When Sarah visited her physician, though, the lab work revealed a potentially more serious issue -- the added weight was damaging her health. Still in her mid-20s, Sarah was on the verge of becoming pre-diabetic.
“That was a huge slap in the face!” Sarah said. “That’s when I acknowledged that my habits were impacting my health negatively.”
Sarah realized that, until that moment, she had been minimizing her weight-control issues. The word “diabetes” hit Sarah hard, as she did not want to continue her family’s history of diabetes.
So, Sarah started making changes. At first, she started walking. She maintained a leisurely pace for about a mile lap in her neighborhood. Her other primary tactic was to stop drinking her calories. She cut out regular sodas and sweet tea and was encouraged by the results.
After a month, she had lost about 20 pounds.
Discovering a new place
With newfound confidence, Sarah started working out at the NHNHRMC Employee Fitness Center. She had purchased a membership when she started working at NHNHRMC, but she had never taken advantage of the resources that are available.
At the beginning of her weight-loss journey, Sarah was intimidated by the gym; she felt she would be judged. Once, she started attending the EFC, she realized that the gym was an inclusive place for people at all levels of fitness.
“Everyone was very welcoming,” Sarah said. “It’s nice to not feel judged. Every person was super friendly. They always had a smile on their face and were encouraging.”
Sarah gradually made other adjustments to her diet, including intermittent fasting, where she eats only during an eight-hour window each day. She continued to work out on her own and kept losing weight. The trainers at the EFC noticed Sarah’s progress, and through casual interactions, they celebrated her success.
At work, Sarah’s teammates acknowledged her progress and gave her some good-natured teasing about how her scrubs were hanging off her.
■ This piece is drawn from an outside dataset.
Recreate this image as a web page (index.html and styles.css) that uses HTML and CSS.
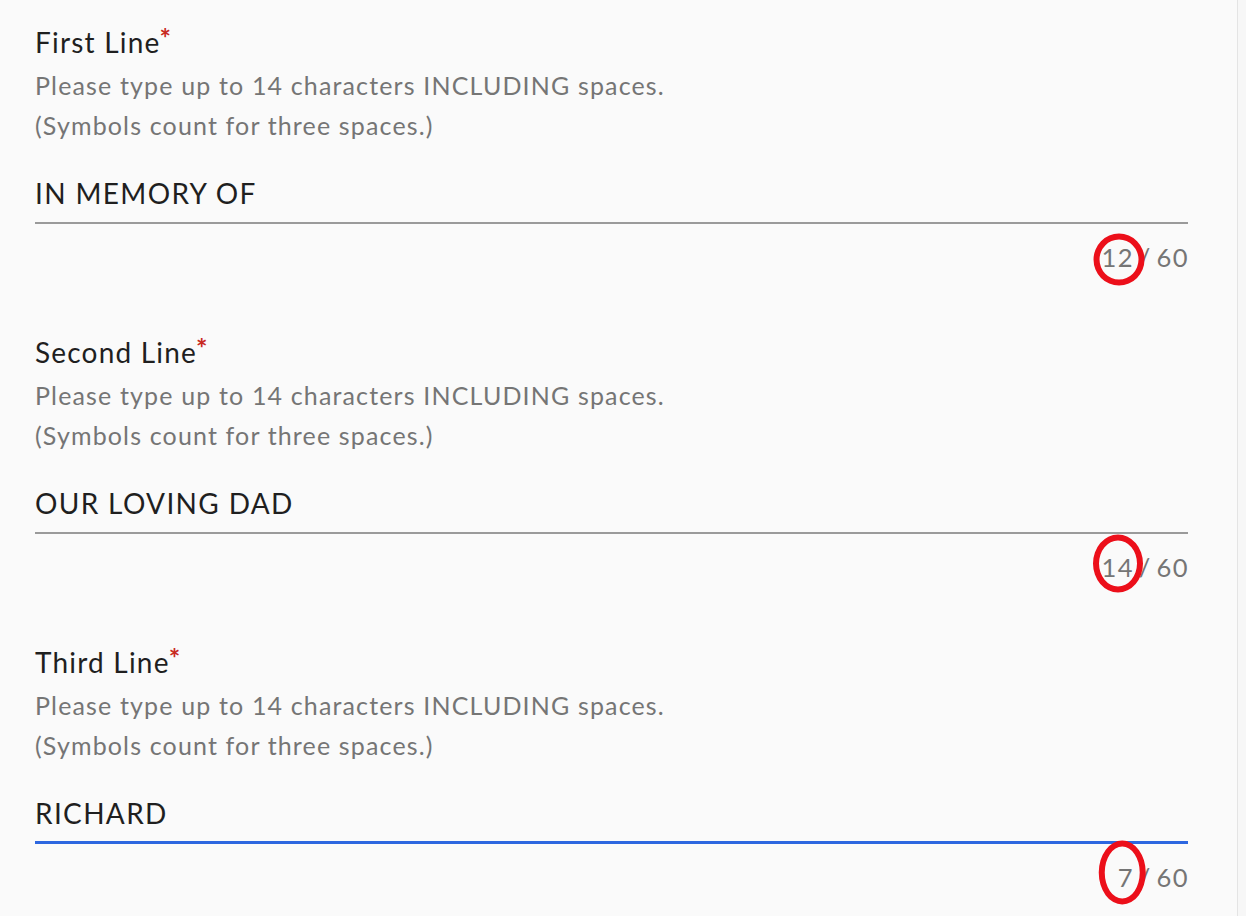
FILE: index.html
```html
<!DOCTYPE html>
<html lang="en">
<head>
<meta charset="utf-8">
<title>Engraving lines</title>
<link rel="stylesheet" href="styles.css">
</head>
<body>
<div class="page">
  <main class="form">
    <section class="field">
      <div class="label">First Line<span class="req">*</span></div>
      <div class="help">Please type up to 14 characters INCLUDING spaces.<br>(Symbols count for three spaces.)</div>
      <input class="entry" type="text" value="IN MEMORY OF">
      <div class="counter"><span class="count">12<span class="ring ring-a"></span></span> / 60</div>
    </section>
    <section class="field">
      <div class="label">Second Line<span class="req">*</span></div>
      <div class="help">Please type up to 14 characters INCLUDING spaces.<br>(Symbols count for three spaces.)</div>
      <input class="entry" type="text" value="OUR LOVING DAD">
      <div class="counter"><span class="count">14<span class="ring ring-b"></span></span> / 60</div>
    </section>
    <section class="field">
      <div class="label">Third Line<span class="req">*</span></div>
      <div class="help">Please type up to 14 characters INCLUDING spaces.<br>(Symbols count for three spaces.)</div>
      <input class="entry entry-active" type="text" value="RICHARD">
      <div class="counter"><span class="count">7<span class="ring ring-c"></span></span> / 60</div>
    </section>
  </main>
  <div class="edge"></div>
</div>
</body>
</html>
```
FILE: styles.css
```css
html, body {
  margin: 0;
  padding: 0;
  background: #fafafa;
}
body {
  font-family: Lato, "Open Sans", "Liberation Sans", sans-serif;
  color: #222;
}
.page {
  display: flex;
  height: 916px;
  overflow: hidden;
}
.form {
  width: 1153px;
  padding: 24px 49px 0 35px;
  border-right: 1px solid #e4e4e4;
  display: flex;
  flex-direction: column;
  gap: 62px;
}
.edge {
  flex: 1;
  background: #f7f7f7;
}
.field {
  display: flex;
  flex-direction: column;
}
.label {
  font-size: 28px;
  line-height: 36px;
  color: #1f1f1f;
  letter-spacing: 1.2px;
}
.req {
  color: #c8291f;
  font-size: 27px;
  font-weight: 700;
  vertical-align: top;
  line-height: 27px;
  letter-spacing: 0;
  margin-left: -1px;
}
.help {
  margin-top: 5px;
  font-size: 25px;
  line-height: 40px;
  color: #757575;
  letter-spacing: 1.15px;
}
.entry {
  margin: 19px 0 0;
  height: 58px;
  padding: 0;
  border: none;
  border-bottom: 2px solid #9a9a9a;
  background: transparent;
  font-family: inherit;
  font-size: 28px;
  letter-spacing: 1.35px;
  color: #1f1f1f;
  outline: none;
  box-sizing: content-box;
}
.entry-active {
  border-bottom: 3px solid #2d67e0;
  height: 57px;
}
.counter {
  margin-top: 18px;
  margin-right: -1px;
  text-align: right;
  font-size: 25.5px;
  line-height: 30px;
  color: #757575;
  letter-spacing: 1.4px;
  word-spacing: -3px;
}
.count {
  position: relative;
  display: inline-block;
  word-spacing: 0;
}
.ring {
  position: absolute;
  left: 50%;
  top: 50%;
  border: 6px solid #ec0f1a;
  border-radius: 50%;
  box-sizing: border-box;
}
.ring-a {
  width: 51px;
  height: 52px;
  transform: translate(-48%, -45%);
}
.ring-b {
  width: 50px;
  height: 58px;
  transform: translate(-50%, -56%);
}
.ring-c {
  width: 47px;
  height: 64px;
  transform: translate(-58%, -57%);
}
```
Sarah knew her weight loss was not complete, though, so she didn’t want to buy too many sets of scrubs just yet.
Eventually, Sarah got down to about 170 pounds – an 80-pound drop. That’s when she added more strength training to her workouts and enlisted the guidance of Courtnie Whaley, a certified personal trainer. Courtnie showed Sarah how to use more of the equipment at the EFC and devised a strength training system for Sarah.
About a year and a half after she first walked to the end of the road and back, Sarah reached her goal weight. At 5-foot-1, she continues to monitor her weight, keeping it consistently below 115 pounds, about 140 pounds from where she started.
A self-described introvert, Sarah is sharing her story – even the embarrassing moments – because she wants others to be inspired.
“I’ve noticed so much improvement in my endurance, energy, mood and strength,” Sarah said. “It’s hard to admit when you have a problem and harder still to change, but I’m living proof that it’s possible. I hope that sharing my story can encourage someone to find the determination to strive toward whatever health goals they set for themselves.”